→ **Items from a dataset**

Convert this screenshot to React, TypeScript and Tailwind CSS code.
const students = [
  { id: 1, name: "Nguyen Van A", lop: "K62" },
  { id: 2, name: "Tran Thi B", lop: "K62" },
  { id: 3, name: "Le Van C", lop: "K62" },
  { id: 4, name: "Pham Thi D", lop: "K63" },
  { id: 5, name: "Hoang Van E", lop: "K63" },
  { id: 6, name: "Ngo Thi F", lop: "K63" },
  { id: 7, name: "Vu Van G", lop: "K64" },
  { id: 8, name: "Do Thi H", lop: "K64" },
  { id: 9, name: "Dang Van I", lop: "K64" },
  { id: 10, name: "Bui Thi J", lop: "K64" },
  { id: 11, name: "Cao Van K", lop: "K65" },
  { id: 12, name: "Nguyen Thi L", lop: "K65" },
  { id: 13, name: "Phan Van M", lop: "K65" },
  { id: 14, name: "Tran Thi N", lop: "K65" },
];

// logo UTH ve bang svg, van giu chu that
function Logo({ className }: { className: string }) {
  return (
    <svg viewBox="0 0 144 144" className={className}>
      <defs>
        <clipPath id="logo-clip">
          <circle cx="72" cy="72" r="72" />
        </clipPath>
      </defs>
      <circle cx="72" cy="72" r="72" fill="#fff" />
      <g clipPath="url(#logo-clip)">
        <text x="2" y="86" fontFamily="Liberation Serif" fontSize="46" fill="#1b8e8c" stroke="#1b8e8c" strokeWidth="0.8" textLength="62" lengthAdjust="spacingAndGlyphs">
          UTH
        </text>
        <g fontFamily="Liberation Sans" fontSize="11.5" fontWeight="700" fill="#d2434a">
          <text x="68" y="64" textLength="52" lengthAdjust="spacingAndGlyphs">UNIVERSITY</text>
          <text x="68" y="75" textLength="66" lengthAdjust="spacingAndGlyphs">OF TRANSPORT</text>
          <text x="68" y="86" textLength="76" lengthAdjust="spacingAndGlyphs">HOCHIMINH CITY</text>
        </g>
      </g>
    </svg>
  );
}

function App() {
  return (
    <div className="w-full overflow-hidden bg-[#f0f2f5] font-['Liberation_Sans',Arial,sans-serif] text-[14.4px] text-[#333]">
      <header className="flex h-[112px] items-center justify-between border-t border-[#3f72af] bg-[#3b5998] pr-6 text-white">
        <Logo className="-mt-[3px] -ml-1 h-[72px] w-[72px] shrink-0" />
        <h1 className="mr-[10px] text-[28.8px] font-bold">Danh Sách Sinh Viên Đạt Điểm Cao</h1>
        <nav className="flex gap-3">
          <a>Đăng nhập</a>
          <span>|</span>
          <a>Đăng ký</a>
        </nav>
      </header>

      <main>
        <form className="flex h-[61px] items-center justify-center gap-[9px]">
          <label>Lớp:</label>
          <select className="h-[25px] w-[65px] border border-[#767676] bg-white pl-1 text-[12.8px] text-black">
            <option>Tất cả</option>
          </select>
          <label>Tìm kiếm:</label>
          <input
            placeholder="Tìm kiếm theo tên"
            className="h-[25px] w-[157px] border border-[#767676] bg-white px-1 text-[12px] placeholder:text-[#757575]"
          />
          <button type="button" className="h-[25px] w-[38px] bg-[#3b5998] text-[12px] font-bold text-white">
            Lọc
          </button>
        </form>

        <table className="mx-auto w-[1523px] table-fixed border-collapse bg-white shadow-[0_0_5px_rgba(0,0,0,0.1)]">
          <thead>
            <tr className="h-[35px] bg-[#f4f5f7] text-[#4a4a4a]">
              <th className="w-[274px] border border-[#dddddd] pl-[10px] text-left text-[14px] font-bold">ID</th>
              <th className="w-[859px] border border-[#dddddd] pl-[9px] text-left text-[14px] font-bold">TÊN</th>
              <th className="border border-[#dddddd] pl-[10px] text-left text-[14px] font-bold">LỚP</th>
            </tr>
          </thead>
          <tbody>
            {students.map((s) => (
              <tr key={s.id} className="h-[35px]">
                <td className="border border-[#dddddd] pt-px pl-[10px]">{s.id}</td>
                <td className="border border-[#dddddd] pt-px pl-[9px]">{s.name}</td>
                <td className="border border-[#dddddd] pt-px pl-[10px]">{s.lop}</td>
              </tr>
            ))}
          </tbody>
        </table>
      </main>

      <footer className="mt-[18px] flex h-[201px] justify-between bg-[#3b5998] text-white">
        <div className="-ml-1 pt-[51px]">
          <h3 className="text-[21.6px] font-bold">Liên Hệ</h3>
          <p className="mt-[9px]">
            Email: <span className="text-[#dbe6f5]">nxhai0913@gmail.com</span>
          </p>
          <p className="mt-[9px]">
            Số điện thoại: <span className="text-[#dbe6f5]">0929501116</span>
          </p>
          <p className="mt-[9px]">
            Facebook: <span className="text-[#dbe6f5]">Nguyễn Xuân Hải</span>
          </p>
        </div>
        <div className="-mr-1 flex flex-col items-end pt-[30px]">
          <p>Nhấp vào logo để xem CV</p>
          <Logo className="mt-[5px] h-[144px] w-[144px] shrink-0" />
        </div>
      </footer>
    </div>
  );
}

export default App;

...

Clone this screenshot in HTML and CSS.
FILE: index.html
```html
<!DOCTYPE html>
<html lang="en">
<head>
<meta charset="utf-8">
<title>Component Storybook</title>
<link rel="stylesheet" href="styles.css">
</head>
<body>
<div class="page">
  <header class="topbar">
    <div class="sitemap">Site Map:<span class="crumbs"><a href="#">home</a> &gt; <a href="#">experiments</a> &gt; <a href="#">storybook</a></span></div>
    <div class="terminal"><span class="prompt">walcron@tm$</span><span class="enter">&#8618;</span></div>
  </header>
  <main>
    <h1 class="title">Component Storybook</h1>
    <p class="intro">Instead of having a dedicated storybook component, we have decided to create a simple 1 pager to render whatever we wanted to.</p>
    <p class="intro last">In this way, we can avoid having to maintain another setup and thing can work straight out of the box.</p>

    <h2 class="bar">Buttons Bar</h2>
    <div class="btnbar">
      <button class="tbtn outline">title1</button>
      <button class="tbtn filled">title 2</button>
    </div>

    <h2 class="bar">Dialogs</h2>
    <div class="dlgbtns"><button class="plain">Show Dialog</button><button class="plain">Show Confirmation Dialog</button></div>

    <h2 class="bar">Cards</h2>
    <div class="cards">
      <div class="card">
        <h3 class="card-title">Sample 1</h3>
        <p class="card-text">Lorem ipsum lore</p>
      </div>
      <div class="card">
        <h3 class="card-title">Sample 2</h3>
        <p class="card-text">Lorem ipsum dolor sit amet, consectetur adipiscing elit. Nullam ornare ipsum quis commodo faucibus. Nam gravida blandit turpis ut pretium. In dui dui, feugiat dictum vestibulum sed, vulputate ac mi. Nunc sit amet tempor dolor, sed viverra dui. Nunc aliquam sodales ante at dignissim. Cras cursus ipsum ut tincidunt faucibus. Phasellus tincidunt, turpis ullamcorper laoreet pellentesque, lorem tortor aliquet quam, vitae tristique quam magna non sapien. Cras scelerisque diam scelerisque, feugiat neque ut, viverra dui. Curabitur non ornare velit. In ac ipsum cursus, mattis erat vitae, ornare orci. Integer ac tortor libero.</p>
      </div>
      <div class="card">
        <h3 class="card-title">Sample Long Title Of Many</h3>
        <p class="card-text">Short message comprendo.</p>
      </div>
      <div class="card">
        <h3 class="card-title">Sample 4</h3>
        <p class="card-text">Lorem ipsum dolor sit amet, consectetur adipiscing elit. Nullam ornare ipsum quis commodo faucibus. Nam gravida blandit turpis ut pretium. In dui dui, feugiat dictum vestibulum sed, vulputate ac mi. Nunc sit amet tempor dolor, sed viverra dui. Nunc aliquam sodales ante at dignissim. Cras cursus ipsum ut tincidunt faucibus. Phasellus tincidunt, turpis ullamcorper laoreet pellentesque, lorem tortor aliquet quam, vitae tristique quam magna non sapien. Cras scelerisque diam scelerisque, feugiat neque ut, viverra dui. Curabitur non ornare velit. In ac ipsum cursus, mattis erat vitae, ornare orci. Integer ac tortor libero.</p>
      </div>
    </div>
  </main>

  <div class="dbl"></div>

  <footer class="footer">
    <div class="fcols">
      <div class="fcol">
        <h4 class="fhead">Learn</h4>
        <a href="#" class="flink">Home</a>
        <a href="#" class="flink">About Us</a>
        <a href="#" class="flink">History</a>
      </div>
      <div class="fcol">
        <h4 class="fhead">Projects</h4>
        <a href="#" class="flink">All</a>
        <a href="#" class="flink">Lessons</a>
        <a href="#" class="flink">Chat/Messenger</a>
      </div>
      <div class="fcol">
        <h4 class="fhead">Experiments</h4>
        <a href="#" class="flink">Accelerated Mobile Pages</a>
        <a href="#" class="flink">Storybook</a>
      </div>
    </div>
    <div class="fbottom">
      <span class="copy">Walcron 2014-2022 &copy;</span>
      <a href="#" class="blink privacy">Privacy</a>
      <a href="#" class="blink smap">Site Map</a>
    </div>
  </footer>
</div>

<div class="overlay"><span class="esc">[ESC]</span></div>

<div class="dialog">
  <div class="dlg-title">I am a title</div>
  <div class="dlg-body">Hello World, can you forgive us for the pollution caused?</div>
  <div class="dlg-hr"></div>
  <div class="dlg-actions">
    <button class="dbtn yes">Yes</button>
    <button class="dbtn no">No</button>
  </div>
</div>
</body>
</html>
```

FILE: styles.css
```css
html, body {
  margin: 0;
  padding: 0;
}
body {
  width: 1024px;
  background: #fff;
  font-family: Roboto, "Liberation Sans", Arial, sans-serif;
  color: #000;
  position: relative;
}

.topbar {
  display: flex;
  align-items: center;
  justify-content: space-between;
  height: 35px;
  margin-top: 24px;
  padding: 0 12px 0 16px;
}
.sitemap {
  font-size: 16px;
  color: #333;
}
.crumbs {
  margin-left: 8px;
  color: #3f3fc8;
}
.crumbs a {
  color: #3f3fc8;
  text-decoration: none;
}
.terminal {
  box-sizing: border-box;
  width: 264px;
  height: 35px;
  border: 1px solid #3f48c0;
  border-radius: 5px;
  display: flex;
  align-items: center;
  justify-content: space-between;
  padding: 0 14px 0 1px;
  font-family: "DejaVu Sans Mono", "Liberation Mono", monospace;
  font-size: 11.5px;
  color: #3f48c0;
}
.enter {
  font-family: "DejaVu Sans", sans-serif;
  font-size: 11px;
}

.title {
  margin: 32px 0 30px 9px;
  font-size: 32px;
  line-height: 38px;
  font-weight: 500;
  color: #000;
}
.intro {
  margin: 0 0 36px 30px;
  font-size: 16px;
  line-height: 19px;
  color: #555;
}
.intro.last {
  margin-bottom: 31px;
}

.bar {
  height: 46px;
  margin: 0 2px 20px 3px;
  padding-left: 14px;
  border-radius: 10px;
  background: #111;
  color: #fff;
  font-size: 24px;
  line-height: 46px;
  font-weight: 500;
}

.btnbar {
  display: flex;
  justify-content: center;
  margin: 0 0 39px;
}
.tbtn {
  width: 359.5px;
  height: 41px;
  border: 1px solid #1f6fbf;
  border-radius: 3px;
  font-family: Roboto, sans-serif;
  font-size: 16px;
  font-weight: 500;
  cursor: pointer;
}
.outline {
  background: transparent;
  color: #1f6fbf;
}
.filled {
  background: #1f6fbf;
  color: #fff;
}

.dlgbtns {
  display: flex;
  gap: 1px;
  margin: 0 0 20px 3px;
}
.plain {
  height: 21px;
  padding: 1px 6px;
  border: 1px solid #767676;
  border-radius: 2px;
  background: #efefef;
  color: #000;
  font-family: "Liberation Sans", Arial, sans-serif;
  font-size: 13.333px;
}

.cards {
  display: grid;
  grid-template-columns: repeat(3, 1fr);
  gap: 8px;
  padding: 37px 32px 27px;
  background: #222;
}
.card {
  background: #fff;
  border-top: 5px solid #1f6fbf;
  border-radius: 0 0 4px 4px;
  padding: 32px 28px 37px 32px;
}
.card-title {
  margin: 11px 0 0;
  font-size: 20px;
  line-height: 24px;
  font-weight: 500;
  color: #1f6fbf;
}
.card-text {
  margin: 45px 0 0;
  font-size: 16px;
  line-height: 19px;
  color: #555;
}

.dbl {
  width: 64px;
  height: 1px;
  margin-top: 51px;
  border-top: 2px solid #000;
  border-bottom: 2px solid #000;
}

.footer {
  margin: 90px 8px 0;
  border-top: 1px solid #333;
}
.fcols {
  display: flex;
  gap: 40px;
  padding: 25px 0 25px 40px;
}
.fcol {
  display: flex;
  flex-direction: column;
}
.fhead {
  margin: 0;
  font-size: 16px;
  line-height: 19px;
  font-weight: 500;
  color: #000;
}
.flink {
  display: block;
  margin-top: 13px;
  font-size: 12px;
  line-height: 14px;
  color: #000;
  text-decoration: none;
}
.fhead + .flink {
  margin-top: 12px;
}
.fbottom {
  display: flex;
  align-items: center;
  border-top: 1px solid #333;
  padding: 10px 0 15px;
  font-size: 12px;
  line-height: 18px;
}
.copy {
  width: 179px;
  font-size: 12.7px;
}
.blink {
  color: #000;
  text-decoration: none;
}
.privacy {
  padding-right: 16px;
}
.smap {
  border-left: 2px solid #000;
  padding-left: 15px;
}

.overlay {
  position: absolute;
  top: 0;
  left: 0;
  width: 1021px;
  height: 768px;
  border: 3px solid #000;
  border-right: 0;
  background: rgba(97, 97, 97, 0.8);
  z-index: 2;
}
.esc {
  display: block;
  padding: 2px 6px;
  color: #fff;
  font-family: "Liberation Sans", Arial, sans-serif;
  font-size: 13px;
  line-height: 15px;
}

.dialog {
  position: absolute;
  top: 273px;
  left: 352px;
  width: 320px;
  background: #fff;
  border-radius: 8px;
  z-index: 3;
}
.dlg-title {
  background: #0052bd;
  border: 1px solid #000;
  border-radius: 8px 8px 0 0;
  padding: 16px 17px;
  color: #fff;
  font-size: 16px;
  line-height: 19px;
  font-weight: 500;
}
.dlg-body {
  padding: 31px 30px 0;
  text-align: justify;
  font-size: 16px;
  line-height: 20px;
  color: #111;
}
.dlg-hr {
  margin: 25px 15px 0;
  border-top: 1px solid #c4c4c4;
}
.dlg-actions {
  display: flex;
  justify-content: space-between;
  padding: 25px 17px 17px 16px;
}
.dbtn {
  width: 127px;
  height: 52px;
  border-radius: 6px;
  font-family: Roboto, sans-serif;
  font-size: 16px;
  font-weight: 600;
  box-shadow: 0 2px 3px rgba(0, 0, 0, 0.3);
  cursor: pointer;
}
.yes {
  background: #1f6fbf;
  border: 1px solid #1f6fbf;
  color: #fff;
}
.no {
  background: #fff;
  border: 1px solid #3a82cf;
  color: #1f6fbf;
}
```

* * *

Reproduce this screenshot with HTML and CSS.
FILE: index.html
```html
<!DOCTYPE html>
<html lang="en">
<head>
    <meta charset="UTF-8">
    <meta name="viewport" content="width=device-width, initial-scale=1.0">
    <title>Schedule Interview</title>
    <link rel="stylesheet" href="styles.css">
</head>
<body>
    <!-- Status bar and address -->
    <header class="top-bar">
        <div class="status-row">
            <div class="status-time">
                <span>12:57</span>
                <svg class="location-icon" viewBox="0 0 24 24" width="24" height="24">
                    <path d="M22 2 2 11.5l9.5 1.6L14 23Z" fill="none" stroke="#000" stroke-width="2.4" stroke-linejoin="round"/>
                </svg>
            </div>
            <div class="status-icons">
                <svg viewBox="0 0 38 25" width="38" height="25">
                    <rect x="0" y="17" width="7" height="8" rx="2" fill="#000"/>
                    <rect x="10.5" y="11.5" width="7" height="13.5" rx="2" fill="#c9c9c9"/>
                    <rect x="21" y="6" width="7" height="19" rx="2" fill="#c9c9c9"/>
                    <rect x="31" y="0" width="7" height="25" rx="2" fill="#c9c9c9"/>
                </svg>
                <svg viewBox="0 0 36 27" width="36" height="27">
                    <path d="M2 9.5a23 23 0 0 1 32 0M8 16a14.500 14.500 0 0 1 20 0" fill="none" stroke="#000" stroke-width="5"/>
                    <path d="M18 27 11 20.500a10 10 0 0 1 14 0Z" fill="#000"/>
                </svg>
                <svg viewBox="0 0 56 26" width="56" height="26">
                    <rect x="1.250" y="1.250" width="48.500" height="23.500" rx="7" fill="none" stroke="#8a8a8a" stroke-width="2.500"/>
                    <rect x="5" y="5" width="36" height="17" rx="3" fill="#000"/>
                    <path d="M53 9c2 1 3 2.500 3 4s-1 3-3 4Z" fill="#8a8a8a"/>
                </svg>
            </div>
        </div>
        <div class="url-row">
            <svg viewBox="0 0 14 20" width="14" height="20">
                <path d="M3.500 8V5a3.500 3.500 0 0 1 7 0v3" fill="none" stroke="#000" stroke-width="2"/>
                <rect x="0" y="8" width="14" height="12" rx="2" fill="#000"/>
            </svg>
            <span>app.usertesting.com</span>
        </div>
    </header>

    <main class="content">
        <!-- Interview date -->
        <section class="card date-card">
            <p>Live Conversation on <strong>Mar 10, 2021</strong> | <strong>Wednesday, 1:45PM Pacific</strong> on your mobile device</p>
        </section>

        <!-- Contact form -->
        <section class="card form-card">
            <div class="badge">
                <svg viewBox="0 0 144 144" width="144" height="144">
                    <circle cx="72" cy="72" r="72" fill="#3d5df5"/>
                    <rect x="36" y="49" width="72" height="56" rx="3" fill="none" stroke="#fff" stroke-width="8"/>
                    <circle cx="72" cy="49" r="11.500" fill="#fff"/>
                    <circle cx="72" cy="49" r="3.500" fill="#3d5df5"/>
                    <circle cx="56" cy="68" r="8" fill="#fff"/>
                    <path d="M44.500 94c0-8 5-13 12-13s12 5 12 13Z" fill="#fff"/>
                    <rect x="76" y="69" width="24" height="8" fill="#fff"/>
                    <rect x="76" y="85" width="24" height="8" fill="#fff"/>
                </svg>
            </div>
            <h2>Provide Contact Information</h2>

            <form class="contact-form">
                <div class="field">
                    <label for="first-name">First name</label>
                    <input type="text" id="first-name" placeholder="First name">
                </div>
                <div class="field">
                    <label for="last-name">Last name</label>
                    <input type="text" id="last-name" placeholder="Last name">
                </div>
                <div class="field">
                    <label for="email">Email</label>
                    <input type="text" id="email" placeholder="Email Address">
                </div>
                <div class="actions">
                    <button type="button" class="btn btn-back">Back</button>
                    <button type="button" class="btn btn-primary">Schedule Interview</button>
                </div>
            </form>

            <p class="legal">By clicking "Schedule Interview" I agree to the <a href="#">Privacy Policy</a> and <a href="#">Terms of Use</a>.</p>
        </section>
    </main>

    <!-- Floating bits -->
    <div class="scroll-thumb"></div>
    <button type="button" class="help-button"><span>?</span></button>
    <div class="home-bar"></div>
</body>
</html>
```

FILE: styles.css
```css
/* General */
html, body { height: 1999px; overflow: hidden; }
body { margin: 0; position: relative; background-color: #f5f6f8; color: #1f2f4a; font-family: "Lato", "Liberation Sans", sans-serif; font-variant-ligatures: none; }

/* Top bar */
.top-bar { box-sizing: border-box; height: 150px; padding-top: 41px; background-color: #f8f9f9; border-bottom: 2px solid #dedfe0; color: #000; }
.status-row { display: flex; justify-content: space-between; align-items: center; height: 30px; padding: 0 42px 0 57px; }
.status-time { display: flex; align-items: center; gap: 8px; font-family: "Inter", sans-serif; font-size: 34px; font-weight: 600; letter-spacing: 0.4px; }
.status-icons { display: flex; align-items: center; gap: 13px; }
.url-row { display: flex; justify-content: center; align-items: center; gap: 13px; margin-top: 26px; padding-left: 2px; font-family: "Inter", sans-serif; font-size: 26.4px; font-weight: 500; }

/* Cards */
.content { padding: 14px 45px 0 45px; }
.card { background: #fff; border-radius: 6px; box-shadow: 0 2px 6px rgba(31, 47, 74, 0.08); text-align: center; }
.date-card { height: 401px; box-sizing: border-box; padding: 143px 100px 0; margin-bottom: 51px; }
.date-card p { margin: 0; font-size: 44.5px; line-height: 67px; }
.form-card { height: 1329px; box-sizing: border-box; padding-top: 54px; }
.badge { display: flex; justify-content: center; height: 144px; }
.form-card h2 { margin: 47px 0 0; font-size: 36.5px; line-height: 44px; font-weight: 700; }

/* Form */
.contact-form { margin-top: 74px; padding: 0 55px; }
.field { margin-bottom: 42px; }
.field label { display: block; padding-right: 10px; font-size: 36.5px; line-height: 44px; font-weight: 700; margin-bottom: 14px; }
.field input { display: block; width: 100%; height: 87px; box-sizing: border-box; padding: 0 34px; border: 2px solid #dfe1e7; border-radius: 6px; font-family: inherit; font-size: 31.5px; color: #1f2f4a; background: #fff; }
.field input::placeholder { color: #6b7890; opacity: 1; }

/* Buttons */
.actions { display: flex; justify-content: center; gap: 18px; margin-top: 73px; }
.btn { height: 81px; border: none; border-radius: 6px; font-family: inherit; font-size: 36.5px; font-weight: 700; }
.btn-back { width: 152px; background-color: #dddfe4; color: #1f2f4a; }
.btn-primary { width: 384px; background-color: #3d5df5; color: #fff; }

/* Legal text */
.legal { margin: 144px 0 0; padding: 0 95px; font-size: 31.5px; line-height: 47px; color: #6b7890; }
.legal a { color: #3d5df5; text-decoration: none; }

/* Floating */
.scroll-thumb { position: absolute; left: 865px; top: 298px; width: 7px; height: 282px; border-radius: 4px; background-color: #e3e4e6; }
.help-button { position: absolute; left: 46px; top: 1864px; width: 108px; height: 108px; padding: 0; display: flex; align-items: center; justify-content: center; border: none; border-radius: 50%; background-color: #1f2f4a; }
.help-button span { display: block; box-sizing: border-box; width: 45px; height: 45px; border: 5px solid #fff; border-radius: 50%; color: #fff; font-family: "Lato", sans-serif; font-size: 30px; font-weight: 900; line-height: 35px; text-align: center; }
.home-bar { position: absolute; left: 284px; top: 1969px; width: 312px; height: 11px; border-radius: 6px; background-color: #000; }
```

→ **Challenge**
Return each line of the listing that holds the string "screenshot".

→ **Solved problem**
Convert this screenshot to React, TypeScript and Tailwind CSS code.
Clone this screenshot in HTML and CSS.
Reproduce this screenshot with HTML and CSS.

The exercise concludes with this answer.